## Begin Data lines

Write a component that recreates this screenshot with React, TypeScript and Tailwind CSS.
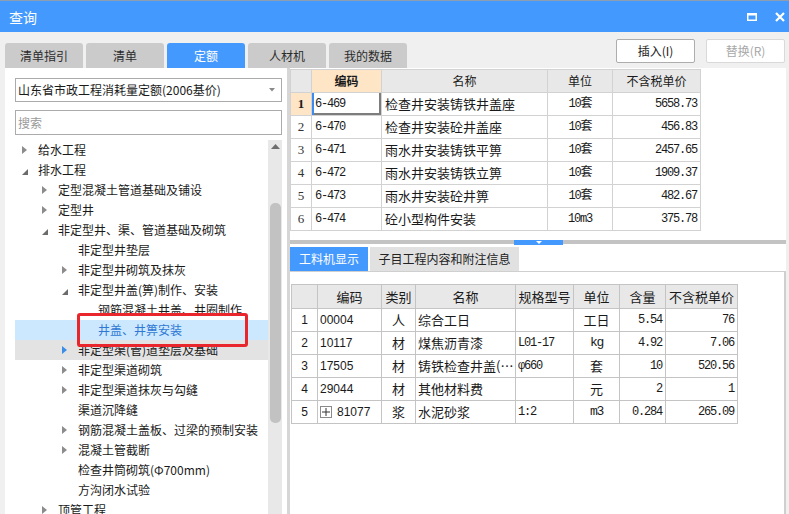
import React from "react";

type TreeNode = {
  level: number;
  arrow: "open" | "closed" | "none";
  text: string;
  state?: "selected" | "hover" | "clipped";
};

const treeData: TreeNode[] = [
  { level: 0, arrow: "closed", text: "给水工程" },
  { level: 0, arrow: "open", text: "排水工程" },
  { level: 1, arrow: "closed", text: "定型混凝土管道基础及铺设" },
  { level: 1, arrow: "closed", text: "定型井" },
  { level: 1, arrow: "open", text: "非定型井、渠、管道基础及砌筑" },
  { level: 2, arrow: "none", text: "非定型井垫层" },
  { level: 2, arrow: "closed", text: "非定型井砌筑及抹灰" },
  { level: 2, arrow: "open", text: "非定型井盖(箅)制作、安装" },
  { level: 3, arrow: "none", text: "钢筋混凝土井盖、井圈制作", state: "clipped" },
  { level: 3, arrow: "none", text: "井盖、井箅安装", state: "selected" },
  { level: 2, arrow: "closed", text: "非定型渠(管)道垫层及基础", state: "hover" },
  { level: 2, arrow: "closed", text: "非定型渠道砌筑" },
  { level: 2, arrow: "closed", text: "非定型渠道抹灰与勾缝" },
  { level: 2, arrow: "none", text: "渠道沉降缝" },
  { level: 2, arrow: "closed", text: "钢筋混凝土盖板、过梁的预制安装" },
  { level: 2, arrow: "closed", text: "混凝土管截断" },
  { level: 2, arrow: "none", text: "检查井筒砌筑(Φ700mm)" },
  { level: 2, arrow: "none", text: "方沟闭水试验" },
  { level: 1, arrow: "closed", text: "顶管工程" },
];

const indent = ["pl-[7px]", "pl-[27px]", "pl-[47px]", "pl-[67px]"];

const quotaRows = [
  { code: "6-469", name: "检查井安装铸铁井盖座", unit: "10套", price: "5658.73" },
  { code: "6-470", name: "检查井安装砼井盖座", unit: "10套", price: "456.83" },
  { code: "6-471", name: "雨水井安装铸铁平箅", unit: "10套", price: "2457.65" },
  { code: "6-472", name: "雨水井安装铸铁立箅", unit: "10套", price: "1909.37" },
  { code: "6-473", name: "雨水井安装砼井箅", unit: "10套", price: "482.67" },
  { code: "6-474", name: "砼小型构件安装", unit: "10m3", price: "375.78" },
];

const resRows = [
  { code: "00004", type: "人", name: "综合工日", spec: "", unit: "工日", qty: "5.54", price: "76" },
  { code: "10117", type: "材", name: "煤焦沥青漆", spec: "L01-17", unit: "kg", qty: "4.92", price: "7.06" },
  { code: "17505", type: "材", name: "铸铁检查井盖(…", spec: "φ660", unit: "套", qty: "10", price: "520.56" },
  { code: "29044", type: "材", name: "其他材料费", spec: "", unit: "元", qty: "2", price: "1" },
  { code: "81077", type: "浆", name: "水泥砂浆", spec: "1:2", unit: "m3", qty: "0.284", price: "265.09", plus: true },
];

const mono = "font-['Liberation_Mono','Noto_Sans_CJK_SC',monospace] tracking-[-1.2px]";

const Arrow = ({ kind, hover }: { kind: TreeNode["arrow"]; hover?: boolean }) => {
  if (kind === "closed") {
    return (
      <svg width="5" height="8" viewBox="0 0 5 8">
        <path d="M0 0L5 4L0 8Z" fill={hover ? "#3b8de8" : "#8c8c8c"} />
      </svg>
    );
  }
  if (kind === "open") {
    return (
      <svg width="6" height="6" viewBox="0 0 6 6" className="mt-[4px]">
        <path d="M6 0L6 6L0 6Z" fill="#6b6b6b" />
      </svg>
    );
  }
  return null;
};

const TreeRow = ({ node }: { node: TreeNode }) => {
  const bg =
    node.state === "selected"
      ? "bg-[#cce8ff] text-[#2f78d4]"
      : node.state === "hover"
        ? "bg-[#e3e3e3] text-[#1a1a1a]"
        : "text-[#1a1a1a]";
  return (
    <div className={`h-[20px] flex items-center shrink-0 ${indent[node.level]} ${bg}`}>
      <div className="w-[16px] h-[20px] flex items-center">
        <Arrow kind={node.arrow} hover={node.state === "hover"} />
      </div>
      {node.state === "clipped" ? (
        <div className="h-[13px] self-start overflow-hidden leading-[20px] whitespace-nowrap">{node.text}</div>
      ) : (
        <span className="whitespace-nowrap leading-[20px]">{node.text}</span>
      )}
    </div>
  );
};

const TopTab = ({ label, active }: { label: string; active?: boolean }) => (
  <div
    className={`w-[78px] h-[25px] rounded-t-[3px] flex items-center justify-center ${
      active ? "bg-[#4499ff] text-white" : "bg-[#cbcbcb] text-[#2b2b2b]"
    }`}
  >
    {label}
  </div>
);

export default function App() {
  return (
    <div className="w-[789px] h-[514px] overflow-hidden bg-[#f0f0f0] flex flex-col font-['Noto_Sans_CJK_SC','Noto_Sans',sans-serif] text-[12px] text-[#1a1a1a]">
      {/* title bar */}
      <div className="h-[32px] shrink-0 bg-[#4499ff] border-t border-[#8e9db0] flex items-center justify-between pl-[9px] pr-[3px]">
        <span className="text-white text-[14px] leading-none">查询</span>
        <div className="flex items-center gap-[18px] pr-[1px]">
          <svg width="10" height="8" viewBox="0 0 10 8">
            <rect x="0.75" y="1.25" width="8.5" height="6" fill="none" stroke="#fff" strokeWidth="1.5" />
            <rect x="0" y="0" width="10" height="2.5" fill="#fff" />
          </svg>
          <svg width="10" height="10" viewBox="0 0 10 10">
            <path d="M1 1L9 9M9 1L1 9" stroke="#fff" strokeWidth="2.2" />
          </svg>
        </div>
      </div>

      {/* tabs and buttons */}
      <div className="h-[36px] shrink-0 flex justify-between pl-[5px] pr-[4px]">
        <div className="flex gap-[3px] self-end">
          <TopTab label="清单指引" />
          <TopTab label="清单" />
          <TopTab label="定额" active />
          <TopTab label="人材机" />
          <TopTab label="我的数据" />
        </div>
        <div className="flex gap-[11px] mt-[7px]">
          <button className="w-[79px] h-[24px] bg-white border border-[#adadad] rounded-[2px] text-[#222]">插入(I)</button>
          <button className="w-[79px] h-[24px] bg-white border border-[#d9d9d9] rounded-[2px] text-[#a8a8a8]">替换(R)</button>
        </div>
      </div>

      {/* main */}
      <div className="flex-1 min-h-0 flex pl-[5px] pr-[3px]">
        {/* left panel */}
        <div className="w-[282px] bg-white flex flex-col pl-[10px] pt-[10px]">
          <div className="w-[267px] h-[24px] shrink-0 border border-[#ababab] flex items-center justify-between pl-[2px] pr-[6px]">
            <span>山东省市政工程消耗量定额(2006基价)</span>
            <svg width="6" height="4" viewBox="0 0 6 4">
              <path d="M0 0L6 0L3 3.5Z" fill="#8a8a8a" />
            </svg>
          </div>
          <div className="w-[267px] h-[25px] shrink-0 mt-[8px] border border-[#ababab] flex items-center pl-[2px] text-[#9a9a9a]">
            搜索
          </div>
          <div className="flex-1 min-h-0 flex mt-[5px] overflow-hidden">
            <div className="w-[253px] relative flex flex-col">
              {treeData.map((n, i) => (
                <TreeRow key={i} node={n} />
              ))}
              <div className="absolute left-[62px] top-[173px] w-[171px] h-[34px] border-[3px] border-[#e8262b] rounded-[3px]" />
            </div>
            <div className="w-[14px] bg-[#e8e8e8] flex flex-col items-center pt-[4px]">
              <svg width="9" height="5" viewBox="0 0 9 5">
                <path d="M0 5L4.5 0L9 5Z" fill="#6e6e6e" />
              </svg>
              <div className="w-[11px] h-[220px] mt-[54px] rounded-[5px] bg-[#c2c2c2]" />
            </div>
          </div>
        </div>

        <div className="w-[3px] bg-[#d6d6d6]" />

        {/* right panel */}
        <div className="flex-1 bg-white flex flex-col">
          {/* quota grid */}
          <div className="h-[172px] shrink-0 pt-[1px]">
            <table className="table-fixed border-collapse w-[410px]">
              <colgroup>
                <col className="w-[21px]" />
                <col className="w-[70px]" />
                <col className="w-[166px]" />
                <col className="w-[65px]" />
                <col className="w-[88px]" />
              </colgroup>
              <thead>
                <tr className="h-[23px]">
                  <th className="border border-[#d2d2d2] bg-[#e8e8e8] p-0" />
                  <th className="border border-[#d2d2d2] bg-[#fde5c6] p-0 font-bold">编码</th>
                  <th className="border border-[#d2d2d2] bg-[#e8e8e8] p-0 font-normal">名称</th>
                  <th className="border border-[#d2d2d2] bg-[#e8e8e8] p-0 font-normal">单位</th>
                  <th className="border border-[#d2d2d2] bg-[#e8e8e8] p-0 font-normal">不含税单价</th>
                </tr>
              </thead>
              <tbody>
                {quotaRows.map((r, i) => (
                  <tr key={r.code} className="h-[23px]">
                    <td
                      className={`border border-[#d2d2d2] p-0 text-center font-['Liberation_Serif',serif] text-[13px] ${
                        i === 0 ? "bg-[#fde5c6] font-bold" : "text-[#333]"
                      }`}
                    >
                      {i + 1}
                    </td>
                    <td
                      className={`border border-[#d2d2d2] px-[3px] p-0 ${mono} ${
                        i === 0 ? "shadow-[inset_2px_0_0_#3b8cf2,inset_-2px_-2px_0_#7d7d7d]" : ""
                      }`}
                    >
                      {r.code}
                    </td>
                    <td className="border border-[#d2d2d2] px-[3px] p-0 text-[13px] whitespace-nowrap">{r.name}</td>
                    <td className={`border border-[#d2d2d2] p-0 text-center ${mono}`}>{r.unit}</td>
                    <td className={`border border-[#d2d2d2] p-0 pr-[3px] text-right ${mono}`}>{r.price}</td>
                  </tr>
                ))}
              </tbody>
            </table>
          </div>

          {/* splitter */}
          <div className="h-[4px] shrink-0 bg-[#c3c3c3] flex justify-center">
            <div className="w-[49px] h-[5px] bg-[#4499ff] flex justify-center pt-[1px] pl-[2px]">
              <svg width="6" height="3" viewBox="0 0 6 3">
                <path d="M0 0L6 0L3 3Z" fill="#fff" />
              </svg>
            </div>
          </div>

          {/* lower tabs */}
          <div className="h-[27px] shrink-0 pt-[3px] flex gap-[2px]">
            <div className="w-[78px] h-[24px] bg-[#4499ff] text-white flex items-center justify-center">工料机显示</div>
            <div className="w-[149px] h-[24px] bg-[#e1e1e1] text-[#222] flex items-center justify-center">子目工程内容和附注信息</div>
          </div>

          {/* resource grid */}
          <div className="flex-1 min-h-0 border-t border-r-2 border-[#cfcfcf] pt-[12px] pl-[1px]">
            <table className="table-fixed border-collapse w-[446px]">
              <colgroup>
                <col className="w-[26px]" />
                <col className="w-[64px]" />
                <col className="w-[34px]" />
                <col className="w-[100px]" />
                <col className="w-[58px]" />
                <col className="w-[46px]" />
                <col className="w-[46px]" />
                <col className="w-[72px]" />
              </colgroup>
              <thead>
                <tr className="h-[24px]">
                  {["", "编码", "类别", "名称", "规格型号", "单位", "含量", "不含税单价"].map((h, i) => (
                    <th key={i} className="border border-[#c4c4c4] bg-[#e8e8e8] p-0 font-normal text-[13px] whitespace-nowrap">
                      {h}
                    </th>
                  ))}
                </tr>
              </thead>
              <tbody>
                {resRows.map((r, i) => (
                  <tr key={r.code} className="h-[23px]">
                    <td className="border border-[#c4c4c4] p-0 text-center font-['Liberation_Sans',sans-serif] text-[12px]">{i + 1}</td>
                    <td className="border border-[#c4c4c4] p-0 pl-[2px] font-['Liberation_Sans',sans-serif] text-[12px]">
                      <div className="flex items-center gap-[5px]">
                        {r.plus && (
                          <span className="w-[12px] h-[12px] border border-[#8a8a8a] flex items-center justify-center">
                            <svg width="8" height="8" viewBox="0 0 8 8">
                              <path d="M4 0V8M0 4H8" stroke="#333" strokeWidth="1" />
                            </svg>
                          </span>
                        )}
                        <span>{r.code}</span>
                      </div>
                    </td>
                    <td className="border border-[#c4c4c4] p-0 text-center text-[13px]">{r.type}</td>
                    <td className="border border-[#c4c4c4] p-0 pl-[2px] text-[13px] whitespace-nowrap overflow-hidden">{r.name}</td>
                    <td className={`border border-[#c4c4c4] p-0 pl-[2px] whitespace-nowrap ${mono}`}>{r.spec}</td>
                    <td className={`border border-[#c4c4c4] p-0 text-center text-[13px] ${r.unit === "kg" || r.unit === "m3" ? mono : ""}`}>{r.unit}</td>
                    <td className={`border border-[#c4c4c4] p-0 pr-[3px] text-right ${mono}`}>{r.qty}</td>
                    <td className={`border border-[#c4c4c4] p-0 pr-[3px] text-right ${mono}`}>{r.price}</td>
                  </tr>
                ))}
              </tbody>
            </table>
          </div>
        </div>
      </div>
    </div>
  );
}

## End Data lines

→ **Exercise**
Using the listing above, pick out each line that contains the word "React", then copy it.

→ **Correct answer**
Write a component that recreates this screenshot with React, TypeScript and Tailwind CSS.
import React from "react";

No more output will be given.